■ Aim of the task:
Go through the records and show each line where the word "with" occurs.

■ Items from a dataset:
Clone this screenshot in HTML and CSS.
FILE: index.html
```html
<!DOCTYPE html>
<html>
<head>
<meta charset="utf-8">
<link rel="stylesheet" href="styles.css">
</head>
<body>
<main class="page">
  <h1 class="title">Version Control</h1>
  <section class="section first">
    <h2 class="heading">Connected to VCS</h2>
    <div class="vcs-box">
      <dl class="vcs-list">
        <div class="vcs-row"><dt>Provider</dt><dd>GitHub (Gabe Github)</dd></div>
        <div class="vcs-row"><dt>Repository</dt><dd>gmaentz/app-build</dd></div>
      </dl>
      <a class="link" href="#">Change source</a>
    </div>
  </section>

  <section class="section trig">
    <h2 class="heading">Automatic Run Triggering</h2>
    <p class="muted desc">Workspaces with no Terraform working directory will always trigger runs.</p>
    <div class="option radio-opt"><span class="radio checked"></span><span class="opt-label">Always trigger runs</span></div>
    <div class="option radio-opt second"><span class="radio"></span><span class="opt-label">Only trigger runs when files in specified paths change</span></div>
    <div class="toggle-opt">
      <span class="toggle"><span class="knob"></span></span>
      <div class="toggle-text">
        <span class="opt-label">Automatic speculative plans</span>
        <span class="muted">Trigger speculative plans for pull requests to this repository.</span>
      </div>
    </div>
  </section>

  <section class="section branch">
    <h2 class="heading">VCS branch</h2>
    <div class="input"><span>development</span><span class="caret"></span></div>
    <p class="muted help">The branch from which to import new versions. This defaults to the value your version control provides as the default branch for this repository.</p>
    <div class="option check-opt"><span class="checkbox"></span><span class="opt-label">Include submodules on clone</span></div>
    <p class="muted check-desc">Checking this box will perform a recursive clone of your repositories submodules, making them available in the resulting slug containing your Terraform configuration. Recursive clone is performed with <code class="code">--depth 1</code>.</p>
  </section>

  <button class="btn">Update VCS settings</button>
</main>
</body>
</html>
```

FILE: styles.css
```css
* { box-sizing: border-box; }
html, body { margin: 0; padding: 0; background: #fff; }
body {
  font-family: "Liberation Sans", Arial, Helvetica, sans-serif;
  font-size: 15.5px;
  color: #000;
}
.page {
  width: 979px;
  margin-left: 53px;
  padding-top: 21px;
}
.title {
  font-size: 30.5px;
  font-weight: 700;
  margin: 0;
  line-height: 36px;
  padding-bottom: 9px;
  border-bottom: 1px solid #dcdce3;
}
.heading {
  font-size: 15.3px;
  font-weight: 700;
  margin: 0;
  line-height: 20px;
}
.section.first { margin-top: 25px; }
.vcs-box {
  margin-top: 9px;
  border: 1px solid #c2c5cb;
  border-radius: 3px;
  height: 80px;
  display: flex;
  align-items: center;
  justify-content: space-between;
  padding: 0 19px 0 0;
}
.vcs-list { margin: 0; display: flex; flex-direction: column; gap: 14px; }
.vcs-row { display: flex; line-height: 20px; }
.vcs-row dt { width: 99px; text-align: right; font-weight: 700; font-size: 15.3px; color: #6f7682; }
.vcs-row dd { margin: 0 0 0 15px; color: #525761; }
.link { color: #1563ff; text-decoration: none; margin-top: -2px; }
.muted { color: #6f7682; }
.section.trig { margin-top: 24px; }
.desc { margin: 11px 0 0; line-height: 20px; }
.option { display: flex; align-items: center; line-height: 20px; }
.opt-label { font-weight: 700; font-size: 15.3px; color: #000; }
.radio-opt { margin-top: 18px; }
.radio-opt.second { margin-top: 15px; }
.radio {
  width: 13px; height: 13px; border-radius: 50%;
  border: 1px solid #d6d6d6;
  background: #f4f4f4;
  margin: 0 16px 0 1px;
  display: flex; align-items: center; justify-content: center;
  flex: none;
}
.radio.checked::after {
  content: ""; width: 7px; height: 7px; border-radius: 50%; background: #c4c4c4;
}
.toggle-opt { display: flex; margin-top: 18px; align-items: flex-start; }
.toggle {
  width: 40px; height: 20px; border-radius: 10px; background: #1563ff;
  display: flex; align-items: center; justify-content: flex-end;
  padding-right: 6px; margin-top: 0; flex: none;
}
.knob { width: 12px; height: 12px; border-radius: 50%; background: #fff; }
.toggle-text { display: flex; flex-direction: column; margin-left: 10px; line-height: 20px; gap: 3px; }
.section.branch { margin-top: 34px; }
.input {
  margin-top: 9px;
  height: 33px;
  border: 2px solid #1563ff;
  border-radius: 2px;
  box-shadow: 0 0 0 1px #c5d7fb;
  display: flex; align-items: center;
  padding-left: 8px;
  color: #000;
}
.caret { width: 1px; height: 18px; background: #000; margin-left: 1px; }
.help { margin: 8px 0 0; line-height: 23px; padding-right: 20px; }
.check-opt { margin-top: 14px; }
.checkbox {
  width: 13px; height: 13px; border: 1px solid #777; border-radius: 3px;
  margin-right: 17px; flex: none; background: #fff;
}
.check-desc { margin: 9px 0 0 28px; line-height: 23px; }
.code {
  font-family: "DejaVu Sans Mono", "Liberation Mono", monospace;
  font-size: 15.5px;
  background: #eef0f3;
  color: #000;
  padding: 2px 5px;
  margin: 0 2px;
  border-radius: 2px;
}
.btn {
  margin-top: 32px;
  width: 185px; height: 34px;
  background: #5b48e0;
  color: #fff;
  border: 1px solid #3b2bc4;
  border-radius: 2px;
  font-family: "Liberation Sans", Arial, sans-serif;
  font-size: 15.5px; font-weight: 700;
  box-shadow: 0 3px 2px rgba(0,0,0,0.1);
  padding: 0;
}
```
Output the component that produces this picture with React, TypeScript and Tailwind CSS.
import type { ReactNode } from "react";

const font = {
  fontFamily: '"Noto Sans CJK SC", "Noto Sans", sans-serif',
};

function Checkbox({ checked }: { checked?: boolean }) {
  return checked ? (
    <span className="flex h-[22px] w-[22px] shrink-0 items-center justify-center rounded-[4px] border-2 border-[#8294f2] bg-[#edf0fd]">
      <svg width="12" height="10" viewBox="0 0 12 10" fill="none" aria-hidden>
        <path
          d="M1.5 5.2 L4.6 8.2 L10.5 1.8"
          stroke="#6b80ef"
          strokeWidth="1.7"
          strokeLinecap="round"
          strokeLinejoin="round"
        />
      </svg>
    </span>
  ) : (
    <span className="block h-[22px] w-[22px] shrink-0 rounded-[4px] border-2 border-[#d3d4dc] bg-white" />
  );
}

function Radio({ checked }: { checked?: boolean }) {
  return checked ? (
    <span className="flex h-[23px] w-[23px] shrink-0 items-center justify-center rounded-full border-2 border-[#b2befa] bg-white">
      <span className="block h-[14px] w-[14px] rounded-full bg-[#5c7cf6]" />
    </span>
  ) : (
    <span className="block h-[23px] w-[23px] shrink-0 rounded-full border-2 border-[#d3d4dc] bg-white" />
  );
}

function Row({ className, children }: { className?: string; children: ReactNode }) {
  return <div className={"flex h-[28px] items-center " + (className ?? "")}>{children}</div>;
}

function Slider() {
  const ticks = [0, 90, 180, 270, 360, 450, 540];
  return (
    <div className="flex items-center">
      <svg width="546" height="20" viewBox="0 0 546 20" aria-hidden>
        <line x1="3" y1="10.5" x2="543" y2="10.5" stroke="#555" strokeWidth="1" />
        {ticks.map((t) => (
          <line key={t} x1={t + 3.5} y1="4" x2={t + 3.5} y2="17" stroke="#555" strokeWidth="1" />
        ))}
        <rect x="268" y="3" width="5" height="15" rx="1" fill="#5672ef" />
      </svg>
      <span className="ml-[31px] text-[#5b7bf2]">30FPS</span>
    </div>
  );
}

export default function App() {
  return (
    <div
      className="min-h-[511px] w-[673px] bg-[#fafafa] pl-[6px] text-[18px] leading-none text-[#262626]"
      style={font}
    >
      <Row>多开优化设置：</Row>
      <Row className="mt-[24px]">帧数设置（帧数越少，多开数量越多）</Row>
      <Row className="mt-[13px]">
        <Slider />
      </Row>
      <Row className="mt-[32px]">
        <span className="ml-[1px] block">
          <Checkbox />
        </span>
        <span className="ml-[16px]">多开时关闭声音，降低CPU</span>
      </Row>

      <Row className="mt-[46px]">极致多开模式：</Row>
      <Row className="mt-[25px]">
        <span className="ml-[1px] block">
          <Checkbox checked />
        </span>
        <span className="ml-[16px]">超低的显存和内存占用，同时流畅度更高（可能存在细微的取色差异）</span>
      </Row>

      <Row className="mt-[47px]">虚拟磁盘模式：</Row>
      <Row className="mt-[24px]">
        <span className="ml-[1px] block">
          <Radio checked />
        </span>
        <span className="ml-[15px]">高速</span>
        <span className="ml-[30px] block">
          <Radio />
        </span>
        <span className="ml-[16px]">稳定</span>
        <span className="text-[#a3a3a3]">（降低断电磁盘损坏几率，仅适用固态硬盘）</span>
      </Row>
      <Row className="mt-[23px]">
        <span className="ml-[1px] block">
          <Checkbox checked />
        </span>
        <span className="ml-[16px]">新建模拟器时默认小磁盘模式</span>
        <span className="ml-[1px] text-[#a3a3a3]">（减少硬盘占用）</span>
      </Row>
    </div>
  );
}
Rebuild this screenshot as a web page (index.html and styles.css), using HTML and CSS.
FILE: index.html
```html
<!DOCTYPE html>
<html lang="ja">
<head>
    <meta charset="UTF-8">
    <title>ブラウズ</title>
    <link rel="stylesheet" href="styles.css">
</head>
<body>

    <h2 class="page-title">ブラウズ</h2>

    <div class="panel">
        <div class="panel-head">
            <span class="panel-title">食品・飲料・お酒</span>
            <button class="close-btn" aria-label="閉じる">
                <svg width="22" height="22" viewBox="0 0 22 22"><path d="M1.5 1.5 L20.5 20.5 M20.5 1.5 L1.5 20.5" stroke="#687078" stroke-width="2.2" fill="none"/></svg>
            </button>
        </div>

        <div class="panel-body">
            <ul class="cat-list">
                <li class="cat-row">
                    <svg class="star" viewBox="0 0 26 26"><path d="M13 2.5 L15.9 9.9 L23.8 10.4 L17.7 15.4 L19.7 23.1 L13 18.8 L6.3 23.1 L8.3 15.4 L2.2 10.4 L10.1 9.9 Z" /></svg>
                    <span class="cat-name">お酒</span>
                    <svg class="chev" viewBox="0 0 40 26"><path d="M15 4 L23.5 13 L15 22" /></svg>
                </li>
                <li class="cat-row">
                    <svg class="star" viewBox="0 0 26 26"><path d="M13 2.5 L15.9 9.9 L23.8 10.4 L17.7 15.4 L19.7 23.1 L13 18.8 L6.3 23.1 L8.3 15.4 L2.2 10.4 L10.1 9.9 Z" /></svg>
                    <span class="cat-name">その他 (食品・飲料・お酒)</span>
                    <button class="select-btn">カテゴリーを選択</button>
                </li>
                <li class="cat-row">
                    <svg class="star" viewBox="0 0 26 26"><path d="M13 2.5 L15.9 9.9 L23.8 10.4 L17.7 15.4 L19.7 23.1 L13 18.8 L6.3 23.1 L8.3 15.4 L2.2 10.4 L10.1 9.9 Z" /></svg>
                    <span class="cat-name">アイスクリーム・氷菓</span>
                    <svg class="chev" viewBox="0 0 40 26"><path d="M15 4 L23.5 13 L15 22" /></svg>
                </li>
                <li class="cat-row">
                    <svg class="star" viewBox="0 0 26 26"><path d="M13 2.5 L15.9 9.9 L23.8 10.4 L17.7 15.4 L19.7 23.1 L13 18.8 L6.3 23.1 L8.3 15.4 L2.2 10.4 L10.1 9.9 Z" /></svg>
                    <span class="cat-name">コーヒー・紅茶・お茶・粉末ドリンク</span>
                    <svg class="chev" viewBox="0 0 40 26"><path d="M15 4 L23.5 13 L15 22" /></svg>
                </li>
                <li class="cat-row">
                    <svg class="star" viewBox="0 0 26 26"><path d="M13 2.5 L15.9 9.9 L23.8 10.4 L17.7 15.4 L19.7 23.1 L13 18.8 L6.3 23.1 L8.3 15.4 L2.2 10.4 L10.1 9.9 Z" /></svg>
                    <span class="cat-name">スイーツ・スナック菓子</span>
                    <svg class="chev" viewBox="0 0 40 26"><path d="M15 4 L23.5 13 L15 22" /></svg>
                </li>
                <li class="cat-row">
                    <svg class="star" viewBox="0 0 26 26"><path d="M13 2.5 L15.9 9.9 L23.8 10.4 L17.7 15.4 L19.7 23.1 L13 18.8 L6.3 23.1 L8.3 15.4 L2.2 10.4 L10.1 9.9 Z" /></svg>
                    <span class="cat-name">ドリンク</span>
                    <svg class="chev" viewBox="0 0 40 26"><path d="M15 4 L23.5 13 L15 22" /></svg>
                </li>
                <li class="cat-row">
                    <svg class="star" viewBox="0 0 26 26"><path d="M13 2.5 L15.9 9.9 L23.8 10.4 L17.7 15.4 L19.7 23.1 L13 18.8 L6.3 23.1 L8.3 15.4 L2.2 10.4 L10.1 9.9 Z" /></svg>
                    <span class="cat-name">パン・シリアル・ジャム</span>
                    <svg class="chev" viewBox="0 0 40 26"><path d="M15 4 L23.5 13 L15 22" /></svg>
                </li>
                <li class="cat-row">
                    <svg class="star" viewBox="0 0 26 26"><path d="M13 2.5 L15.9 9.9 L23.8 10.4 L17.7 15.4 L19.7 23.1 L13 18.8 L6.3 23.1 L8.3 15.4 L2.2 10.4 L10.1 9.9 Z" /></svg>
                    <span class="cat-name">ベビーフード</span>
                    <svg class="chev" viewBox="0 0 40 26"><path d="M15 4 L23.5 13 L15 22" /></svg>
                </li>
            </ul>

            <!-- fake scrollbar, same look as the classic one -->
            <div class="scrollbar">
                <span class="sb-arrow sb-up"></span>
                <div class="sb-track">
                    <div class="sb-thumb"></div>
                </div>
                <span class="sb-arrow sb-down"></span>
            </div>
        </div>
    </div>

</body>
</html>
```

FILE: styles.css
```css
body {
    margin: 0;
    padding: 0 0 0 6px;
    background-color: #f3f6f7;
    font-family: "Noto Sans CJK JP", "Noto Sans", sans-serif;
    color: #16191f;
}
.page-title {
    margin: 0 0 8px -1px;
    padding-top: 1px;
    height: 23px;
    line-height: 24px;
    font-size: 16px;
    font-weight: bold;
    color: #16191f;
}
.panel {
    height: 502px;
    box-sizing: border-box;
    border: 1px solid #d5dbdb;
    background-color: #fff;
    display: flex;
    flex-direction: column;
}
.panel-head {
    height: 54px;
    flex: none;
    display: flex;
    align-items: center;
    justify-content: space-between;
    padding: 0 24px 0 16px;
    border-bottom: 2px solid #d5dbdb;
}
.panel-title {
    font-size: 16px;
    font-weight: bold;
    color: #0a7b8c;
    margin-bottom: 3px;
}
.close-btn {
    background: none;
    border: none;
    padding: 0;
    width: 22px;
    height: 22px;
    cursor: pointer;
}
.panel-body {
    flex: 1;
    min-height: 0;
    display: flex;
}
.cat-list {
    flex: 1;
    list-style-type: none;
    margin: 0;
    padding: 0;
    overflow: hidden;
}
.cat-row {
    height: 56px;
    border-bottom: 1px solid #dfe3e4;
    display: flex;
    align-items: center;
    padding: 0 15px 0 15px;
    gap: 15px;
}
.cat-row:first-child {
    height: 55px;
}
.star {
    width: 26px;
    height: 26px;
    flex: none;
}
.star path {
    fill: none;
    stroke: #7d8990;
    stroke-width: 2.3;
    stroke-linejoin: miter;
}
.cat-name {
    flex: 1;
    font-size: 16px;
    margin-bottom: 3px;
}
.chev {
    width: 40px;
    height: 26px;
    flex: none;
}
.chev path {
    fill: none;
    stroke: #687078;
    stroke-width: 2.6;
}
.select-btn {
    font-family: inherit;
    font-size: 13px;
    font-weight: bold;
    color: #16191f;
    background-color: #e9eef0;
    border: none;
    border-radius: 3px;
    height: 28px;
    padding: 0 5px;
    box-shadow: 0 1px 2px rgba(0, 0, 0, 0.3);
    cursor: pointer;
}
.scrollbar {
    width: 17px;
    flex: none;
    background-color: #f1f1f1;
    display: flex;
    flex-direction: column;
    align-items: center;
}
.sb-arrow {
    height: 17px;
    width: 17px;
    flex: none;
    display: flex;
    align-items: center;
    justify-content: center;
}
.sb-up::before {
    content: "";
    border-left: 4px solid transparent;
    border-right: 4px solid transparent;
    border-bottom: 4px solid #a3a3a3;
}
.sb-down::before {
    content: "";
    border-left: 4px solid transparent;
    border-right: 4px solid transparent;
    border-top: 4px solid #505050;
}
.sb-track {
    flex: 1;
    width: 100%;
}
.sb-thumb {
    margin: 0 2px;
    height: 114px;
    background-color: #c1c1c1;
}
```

■ Task answer:
    <p class="muted desc">Workspaces with no Terraform working directory will always trigger runs.</p>
    <p class="muted check-desc">Checking this box will perform a recursive clone of your repositories submodules, making them available in the resulting slug containing your Terraform configuration. Recursive clone is performed with <code class="code">--depth 1</code>.</p>
Output the component that produces this picture with React, TypeScript and Tailwind CSS.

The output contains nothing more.